___ Information supplied ___

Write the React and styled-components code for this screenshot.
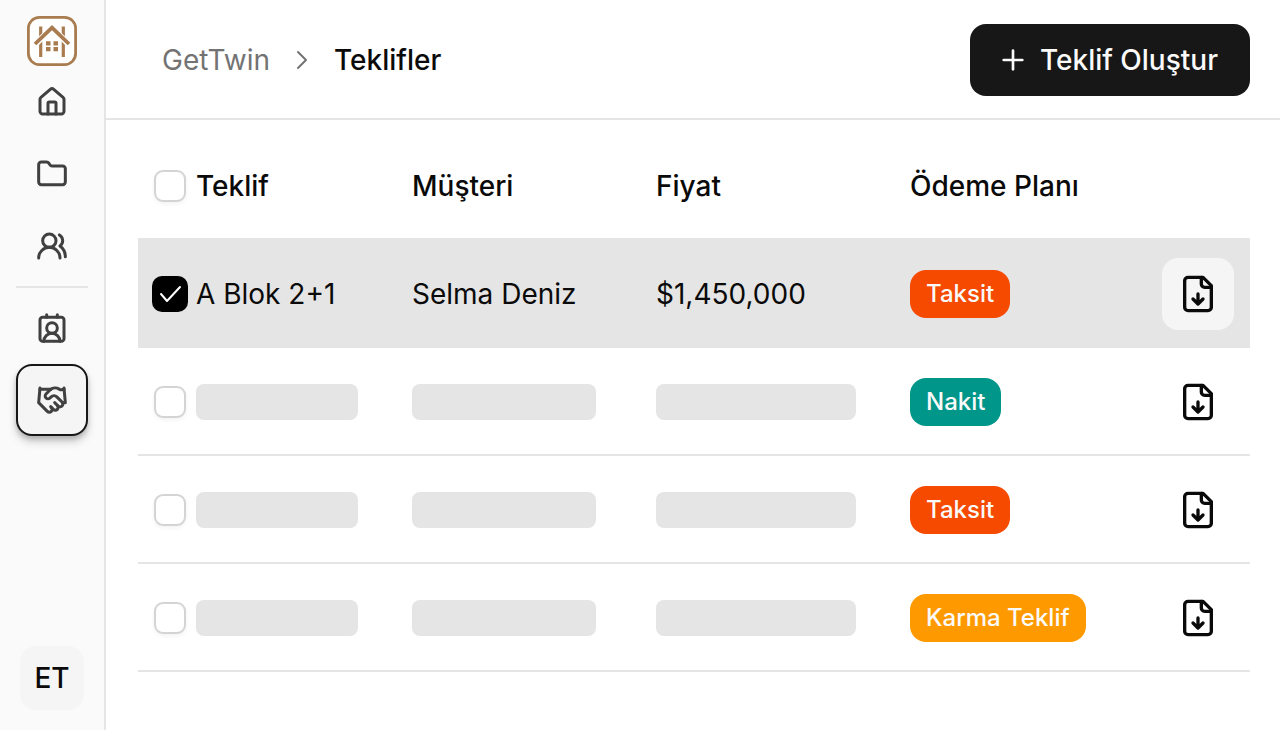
import React, { useState } from 'react'
import styled, { createGlobalStyle, css } from 'styled-components'
import {
    House, Folder, UsersRound, ContactRound, Handshake, ChevronRight, Plus
} from 'lucide-react'

const GlobalStyle = createGlobalStyle`
    * {
        box-sizing: border-box;
    }
    body {
        margin: 0;
        background-color: #ffffff;
        color: #0a0a0a;
        font-family: Inter, "Liberation Sans", sans-serif;
        font-size: 28px;
        line-height: 36px;
    }
    button, input {
        font: inherit;
        color: inherit;
        margin: 0;
    }
`

const Page = styled.div`
    display: flex;
    min-height: 100vh;
`

const Sidebar = styled.aside`
    display: flex;
    flex-direction: column;
    align-items: center;
    flex: none;
    padding: 16px 16px 20px;
    background-color: #fafafa;
    border-right: 2px solid #e5e5e5;
`

const Nav = styled.nav`
    display: flex;
    flex-direction: column;
`

const Divider = styled.hr`
    width: 100%;
    height: 2px;
    margin: 4px 0;
    border: none;
    background-color: #e5e5e5;
`

const NavLink = styled.a`
    display: flex;
    align-items: center;
    justify-content: center;
    width: 72px;
    height: 72px;
    border-radius: 16px;
    color: #404040;
    ${props => props.$active && css`
        background-color: #f5f5f5;
        border: 2px solid #171717;
        box-shadow: 0 6px 8px rgba(0, 0, 0, 0.18), 0 3px 4px rgba(0, 0, 0, 0.14);
    `}
`

const Avatar = styled.button`
    width: 64px;
    height: 64px;
    margin-top: auto;
    padding: 0;
    border: none;
    border-radius: 16px;
    background-color: #f5f5f5;
    font-weight: 500;
`

const Main = styled.main`
    flex: 1;
    min-width: 0;
`

const Header = styled.header`
    display: flex;
    align-items: center;
    justify-content: space-between;
    padding: 24px 30px 22px 56px;
    border-bottom: 2px solid #e5e5e5;
`

const Breadcrumb = styled.nav`
    display: flex;
    align-items: center;
    gap: 16px;
    color: #737373;
`

const Crumb = styled.a`
    color: inherit;
    text-decoration: none;
`

const CurrentCrumb = styled.span`
    color: #0a0a0a;
    font-weight: 500;
`

const CreateButton = styled.button`
    display: flex;
    align-items: center;
    gap: 11px;
    height: 72px;
    padding: 0 32px 0 27px;
    border: none;
    border-radius: 16px;
    background-color: #171717;
    color: #fafafa;
    font-weight: 500;
`

const TableArea = styled.section`
    padding: 12px 30px 32px 32px;
`

const Table = styled.table`
    width: 100%;
    table-layout: fixed;
    border-spacing: 0;
    text-align: left;
`

const Row = styled.tr`
    height: 108px;
    background-color: ${props => props.$selected ? '#e5e5e5' : 'transparent'};
`

const HeadCell = styled.th`
    width: ${props => props.$width || 'auto'};
    padding: 2px 0 0;
    border-bottom: 2px solid #e5e5e5;
    font-weight: 500;
`

const Cell = styled.td`
    padding: 2px 0 0;
    border-bottom: 2px solid #e5e5e5;
`

const CheckLabel = styled.label`
    position: relative;
    display: block;
    width: 32px;
    height: 32px;
    margin-left: 16px;
`

const CheckInput = styled.input`
    appearance: none;
    display: block;
    width: 32px;
    height: 32px;
    border: 2px solid #d4d4d4;
    border-radius: 9px;
    background-color: #ffffff;
    box-shadow: 0 2px 4px rgba(0, 0, 0, 0.05);
    &:checked {
        border-color: #000000;
        border-radius: 8px;
        background-color: #000000;
        box-shadow: 0 0 0 2px #000000;
    }
`

const CheckMark = styled.svg`
    position: absolute;
    inset: 0;
    pointer-events: none;
`

const Skeleton = styled.div`
    width: ${props => props.$width};
    height: 36px;
    border-radius: 8px;
    background-color: #e5e5e5;
`

const badgeColors = {
    Taksit: '#f54a00',
    Nakit: '#009689',
    'Karma Teklif': '#fe9a00',
}

const Badge = styled.span`
    display: inline-block;
    padding: 0 16px;
    border-radius: 16px;
    background-color: ${props => badgeColors[props.$plan]};
    color: #fafafa;
    font-size: 24px;
    font-weight: 500;
    line-height: 48px;
    vertical-align: middle;
    white-space: nowrap;
`

const DownloadButton = styled.button`
    display: flex;
    align-items: center;
    justify-content: center;
    width: 72px;
    height: 72px;
    margin-left: 16px;
    padding: 0;
    border: none;
    border-radius: 16px;
    background-color: ${props => props.$selected ? '#f5f5f5' : 'transparent'};
`

const columns = [
    { title: 'Teklif', width: '216px' },
    { title: 'Müşteri', width: '244px' },
    { title: 'Fiyat', width: '254px' },
    { title: 'Ödeme Planı' },
]

const offers = [
    { id: 1, name: 'A Blok 2+1', customer: 'Selma Deniz', price: '$1,450,000', plan: 'Taksit' },
    { id: 2, plan: 'Nakit' },
    { id: 3, plan: 'Taksit' },
    { id: 4, plan: 'Karma Teklif' },
]

const navIcon = { size: 32, strokeWidth: 2.25 }

const Logo = () => (
    <svg width="50" height="50" viewBox="0 0 50 50" fill="none" stroke="#a97c50" role="img" aria-label="GetTwin">
        <rect x="1.4" y="1.4" width="47.2" height="47.2" rx="11" fill="#ffffff" strokeWidth="2.8" />
        <path d="M13.7 10.5V41M36.3 10.5V41" strokeWidth="3.2" />
        <path d="M8.5 28 25 12l16.5 16" stroke="#ffffff" strokeWidth="6" />
        <path d="M8 28 25 11.7 42 28" strokeWidth="3.8" />
        <path d="M19 27.3h4.5M26.5 27.3H31M19 33.2h4.5M26.5 33.2H31" strokeWidth="4.2" />
    </svg>
)

const FileIcon = () => (
    <svg width="40" height="40" viewBox="0 0 24 24" fill="none" stroke="currentColor"
        strokeWidth="2" strokeLinecap="round" strokeLinejoin="round">
        <path d="M15 2H6a2 2 0 0 0-2 2v16a2 2 0 0 0 2 2h12a2 2 0 0 0 2-2V7Z" />
        <path d="M14 2v4a2 2 0 0 0 2 2h4" />
        <path d="M12 18v-6M9 15l3 3 3-3" />
    </svg>
)

const Checkbox = ({ label, checked, onChange }) => (
    <CheckLabel>
        <CheckInput type="checkbox" aria-label={label} checked={checked} onChange={onChange} />
        {checked && (
            <CheckMark width="32" height="32" viewBox="0 0 32 32" fill="none" stroke="#ffffff"
                strokeWidth="2" strokeLinecap="round" strokeLinejoin="round">
                <path d="m7 16 6 7L26 9" />
            </CheckMark>
        )}
    </CheckLabel>
)

const App = () => {
    const [selected, setSelected] = useState([1])

    const toggle = (id) => {
        setSelected(selected.includes(id)
            ? selected.filter(other => other !== id)
            : [...selected, id])
    }

    const allSelected = selected.length === offers.length
    const toggleAll = () => setSelected(allSelected ? [] : offers.map(offer => offer.id))

    return (
        <Page>
            <GlobalStyle />
            <Sidebar>
                <Logo />
                <Nav>
                    <NavLink href="#home" aria-label="Ana Sayfa"><House {...navIcon} /></NavLink>
                    <NavLink href="#projects" aria-label="Projeler"><Folder {...navIcon} /></NavLink>
                    <NavLink href="#users" aria-label="Kullanıcılar"><UsersRound {...navIcon} /></NavLink>
                    <Divider />
                    <NavLink href="#customers" aria-label="Müşteriler"><ContactRound {...navIcon} /></NavLink>
                    <NavLink href="#offers" aria-label="Teklifler" $active><Handshake {...navIcon} /></NavLink>
                </Nav>
                <Avatar>ET</Avatar>
            </Sidebar>
            <Main>
                <Header>
                    <Breadcrumb>
                        <Crumb href="#home">GetTwin</Crumb>
                        <ChevronRight size={32} strokeWidth={1.5} />
                        <CurrentCrumb>Teklifler</CurrentCrumb>
                    </Breadcrumb>
                    <CreateButton>
                        <Plus size={32} />
                        Teklif Oluştur
                    </CreateButton>
                </Header>
                <TableArea>
                    <Table>
                        <thead>
                            <Row>
                                <HeadCell $width="58px">
                                    <Checkbox label="Tümünü seç" checked={allSelected} onChange={toggleAll} />
                                </HeadCell>
                                {columns.map(column =>
                                    <HeadCell key={column.title} $width={column.width}>{column.title}</HeadCell>
                                )}
                                <HeadCell $width="104px" />
                            </Row>
                        </thead>
                        <tbody>
                            {offers.map(offer => {
                                const isSelected = selected.includes(offer.id)
                                return (
                                    <Row key={offer.id} $selected={isSelected}>
                                        <Cell>
                                            <Checkbox label="Teklifi seç" checked={isSelected}
                                                onChange={() => toggle(offer.id)} />
                                        </Cell>
                                        <Cell>{offer.name || <Skeleton $width="162px" />}</Cell>
                                        <Cell>{offer.customer || <Skeleton $width="184px" />}</Cell>
                                        <Cell>{offer.price || <Skeleton $width="200px" />}</Cell>
                                        <Cell><Badge $plan={offer.plan}>{offer.plan}</Badge></Cell>
                                        <Cell>
                                            <DownloadButton aria-label="Teklifi indir" $selected={isSelected}>
                                                <FileIcon />
                                            </DownloadButton>
                                        </Cell>
                                    </Row>
                                )
                            })}
                        </tbody>
                    </Table>
                </TableArea>
            </Main>
        </Page>
    )
}

export default App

___

> **Short problem**
List the lines of the material in which the word "components" occurs.

> **Finished answer**
Write the React and styled-components code for this screenshot.
import styled, { createGlobalStyle, css } from 'styled-components'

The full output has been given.